Dann wurde meine Mama sehr krank, kam von jetzt auf gleich ins Krankenhaus. In den 5 Wochen die sie dort war, habe ich vor allem die Wochenenden mit ihr verbracht. Meine Abreise kam immer näher, eine Woche vorher habe sie abgesagt, die Flüge storniert. Das war auch gut so, kurz darauf ist Mama gestorben und ich konnte bei ihr sein…
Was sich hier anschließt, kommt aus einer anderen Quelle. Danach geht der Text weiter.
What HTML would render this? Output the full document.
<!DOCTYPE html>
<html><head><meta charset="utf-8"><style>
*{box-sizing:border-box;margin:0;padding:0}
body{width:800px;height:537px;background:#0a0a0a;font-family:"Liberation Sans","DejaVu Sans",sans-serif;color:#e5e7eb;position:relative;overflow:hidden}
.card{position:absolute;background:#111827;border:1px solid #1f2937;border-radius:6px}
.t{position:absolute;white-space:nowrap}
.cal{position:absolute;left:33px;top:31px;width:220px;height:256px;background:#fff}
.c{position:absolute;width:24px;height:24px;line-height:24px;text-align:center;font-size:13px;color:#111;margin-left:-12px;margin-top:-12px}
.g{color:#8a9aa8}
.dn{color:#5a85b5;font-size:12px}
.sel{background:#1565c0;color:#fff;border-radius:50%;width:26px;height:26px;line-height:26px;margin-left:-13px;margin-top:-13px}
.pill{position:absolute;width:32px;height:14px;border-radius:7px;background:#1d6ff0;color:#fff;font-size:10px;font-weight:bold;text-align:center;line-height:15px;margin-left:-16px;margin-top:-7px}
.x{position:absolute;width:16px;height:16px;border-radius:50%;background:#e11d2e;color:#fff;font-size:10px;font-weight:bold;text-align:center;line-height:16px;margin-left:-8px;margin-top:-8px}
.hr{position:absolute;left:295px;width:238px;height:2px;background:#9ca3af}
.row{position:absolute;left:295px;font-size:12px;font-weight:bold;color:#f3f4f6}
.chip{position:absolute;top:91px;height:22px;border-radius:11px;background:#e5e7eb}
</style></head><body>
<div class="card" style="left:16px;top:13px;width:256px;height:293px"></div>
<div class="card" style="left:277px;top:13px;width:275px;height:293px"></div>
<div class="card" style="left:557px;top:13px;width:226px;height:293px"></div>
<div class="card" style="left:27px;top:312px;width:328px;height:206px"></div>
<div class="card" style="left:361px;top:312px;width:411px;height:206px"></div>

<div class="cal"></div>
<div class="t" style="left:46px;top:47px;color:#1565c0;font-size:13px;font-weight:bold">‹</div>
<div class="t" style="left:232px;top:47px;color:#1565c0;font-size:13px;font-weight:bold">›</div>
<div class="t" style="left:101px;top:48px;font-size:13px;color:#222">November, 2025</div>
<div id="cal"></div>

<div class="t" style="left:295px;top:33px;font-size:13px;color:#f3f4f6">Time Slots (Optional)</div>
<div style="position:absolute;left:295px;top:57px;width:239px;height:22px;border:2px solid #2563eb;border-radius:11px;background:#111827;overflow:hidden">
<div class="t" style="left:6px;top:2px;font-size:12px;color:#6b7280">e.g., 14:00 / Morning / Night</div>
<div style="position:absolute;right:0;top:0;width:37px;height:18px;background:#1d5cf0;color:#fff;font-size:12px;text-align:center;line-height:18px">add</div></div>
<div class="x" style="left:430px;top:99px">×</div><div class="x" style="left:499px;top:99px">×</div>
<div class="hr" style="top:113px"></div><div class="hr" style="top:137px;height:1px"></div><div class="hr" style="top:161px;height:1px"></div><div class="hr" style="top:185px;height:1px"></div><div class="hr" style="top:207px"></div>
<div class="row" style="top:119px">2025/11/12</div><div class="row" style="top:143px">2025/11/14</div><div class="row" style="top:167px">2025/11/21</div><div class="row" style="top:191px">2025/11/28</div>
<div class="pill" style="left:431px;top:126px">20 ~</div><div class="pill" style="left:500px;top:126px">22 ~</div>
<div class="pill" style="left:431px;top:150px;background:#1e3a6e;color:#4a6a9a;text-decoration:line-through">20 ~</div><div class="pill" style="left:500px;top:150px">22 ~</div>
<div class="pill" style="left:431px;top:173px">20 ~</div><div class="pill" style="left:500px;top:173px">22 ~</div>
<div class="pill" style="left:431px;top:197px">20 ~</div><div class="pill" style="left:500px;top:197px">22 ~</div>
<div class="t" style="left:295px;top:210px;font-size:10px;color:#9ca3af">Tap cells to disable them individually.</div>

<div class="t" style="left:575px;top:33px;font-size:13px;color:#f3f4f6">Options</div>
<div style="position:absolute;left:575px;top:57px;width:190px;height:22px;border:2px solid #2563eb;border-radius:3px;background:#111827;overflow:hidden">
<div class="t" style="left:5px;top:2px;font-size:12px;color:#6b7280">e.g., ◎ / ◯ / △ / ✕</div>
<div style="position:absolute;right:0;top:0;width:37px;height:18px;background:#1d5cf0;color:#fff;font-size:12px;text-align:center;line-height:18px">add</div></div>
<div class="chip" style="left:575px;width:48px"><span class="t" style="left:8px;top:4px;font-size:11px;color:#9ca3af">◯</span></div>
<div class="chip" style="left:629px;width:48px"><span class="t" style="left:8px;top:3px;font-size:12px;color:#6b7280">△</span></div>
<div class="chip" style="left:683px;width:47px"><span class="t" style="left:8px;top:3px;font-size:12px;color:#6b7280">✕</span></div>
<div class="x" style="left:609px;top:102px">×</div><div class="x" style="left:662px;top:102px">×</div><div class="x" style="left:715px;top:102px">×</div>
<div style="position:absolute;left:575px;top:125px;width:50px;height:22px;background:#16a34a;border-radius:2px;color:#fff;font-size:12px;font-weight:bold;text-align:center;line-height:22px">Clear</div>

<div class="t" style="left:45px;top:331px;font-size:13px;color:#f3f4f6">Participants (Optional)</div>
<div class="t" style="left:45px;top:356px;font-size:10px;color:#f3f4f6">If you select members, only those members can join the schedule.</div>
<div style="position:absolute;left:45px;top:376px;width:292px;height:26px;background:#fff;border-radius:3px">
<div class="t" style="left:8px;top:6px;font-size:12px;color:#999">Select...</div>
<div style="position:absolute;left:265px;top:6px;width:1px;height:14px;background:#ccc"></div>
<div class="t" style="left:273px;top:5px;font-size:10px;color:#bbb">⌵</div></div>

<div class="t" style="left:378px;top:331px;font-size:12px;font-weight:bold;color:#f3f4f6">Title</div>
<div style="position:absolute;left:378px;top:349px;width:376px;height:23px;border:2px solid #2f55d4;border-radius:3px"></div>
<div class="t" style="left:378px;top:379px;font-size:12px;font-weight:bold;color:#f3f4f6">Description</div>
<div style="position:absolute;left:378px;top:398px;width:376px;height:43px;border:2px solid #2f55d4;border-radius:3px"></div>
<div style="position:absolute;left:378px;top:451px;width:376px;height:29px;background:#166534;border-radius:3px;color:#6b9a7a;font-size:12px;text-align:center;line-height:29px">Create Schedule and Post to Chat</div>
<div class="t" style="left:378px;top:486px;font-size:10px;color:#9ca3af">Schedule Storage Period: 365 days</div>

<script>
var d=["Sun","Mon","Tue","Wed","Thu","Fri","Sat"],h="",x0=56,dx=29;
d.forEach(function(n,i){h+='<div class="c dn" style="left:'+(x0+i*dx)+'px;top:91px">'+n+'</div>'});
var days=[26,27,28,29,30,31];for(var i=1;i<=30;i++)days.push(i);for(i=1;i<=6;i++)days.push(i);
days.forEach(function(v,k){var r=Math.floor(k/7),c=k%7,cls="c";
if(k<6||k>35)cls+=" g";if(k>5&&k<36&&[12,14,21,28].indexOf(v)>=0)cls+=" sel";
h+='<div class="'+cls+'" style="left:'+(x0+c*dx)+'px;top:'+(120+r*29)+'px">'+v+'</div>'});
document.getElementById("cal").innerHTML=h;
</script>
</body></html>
Nun war Moksha ganz spontan und wollte zu mir kommen. Ein paar Wochen später, gerade aus Bimini zurück, in Florida von ihren sehr anstrengenden Arbeitswochen erholt, Koffer gepackt, zu ihrer Mutter nach Connecticut gefahren um dann von New York City zu mir zu fliegen… Kaum 24 Stunden vor Abflug hat sie ihren Flug abgesagt – etwas stimmte mit ihren Lungen nicht. Das musste untersucht und behandelt werden. An Reisen in diesem Zustand nicht zu denken.
MANNO! Ein „Special Needs Moment“ der heftigen Art. Von einem zum anderen Moment ist alles anders. Alle Gefühle von Enttäuschung, Wut, Machtlosigkeit, Angst werden für einen Moment ganz stark, um dann in ein „What to do – so ist es – we take it as it is“ verwandelt zu werden. Moksha kennt das schon ihr ganzes Leben, ich werde immer „besser“ darin. Und wir wissen, wir werden uns sehen, wenn nicht jetzt dann bald.
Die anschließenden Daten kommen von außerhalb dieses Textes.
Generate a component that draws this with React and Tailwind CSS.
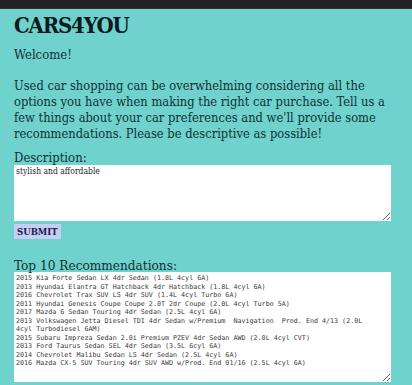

Erst dachten wir noch, Moksha kommt dann bald. Aber ihre Lungenbehandlung brauchte Zeit. Dann war klar: ich würde zu ihr reisen. Ich entschied mich meinen Geburtstag, Weihnachten und Silvester „drüben“ zu verbringen.
Es gab tolle neue Pläne – Yuhuu, von Reisen dahin wo es Verwandte gibt und günstige Flüge, Besuch der Art Basel in Miami (eine große Kunstausstellung), Tagesreisen innerhalb von Florida, meinem Geburtstag am Strand undundund – ein paar Tage bevor ich losflog bekam Moksha die Info, dass ihre Lungen noch immer ein Problem haben. Dieses muss nun in „ihrem“ Krankenhaus in Durham/North Carolina behandelt werden.
Dieser Plan scheint es nun zu sein. Peter fliegt arbeiten, wir fahren mit dem Auto 12 Stunden weiter nördlich in die Klinik.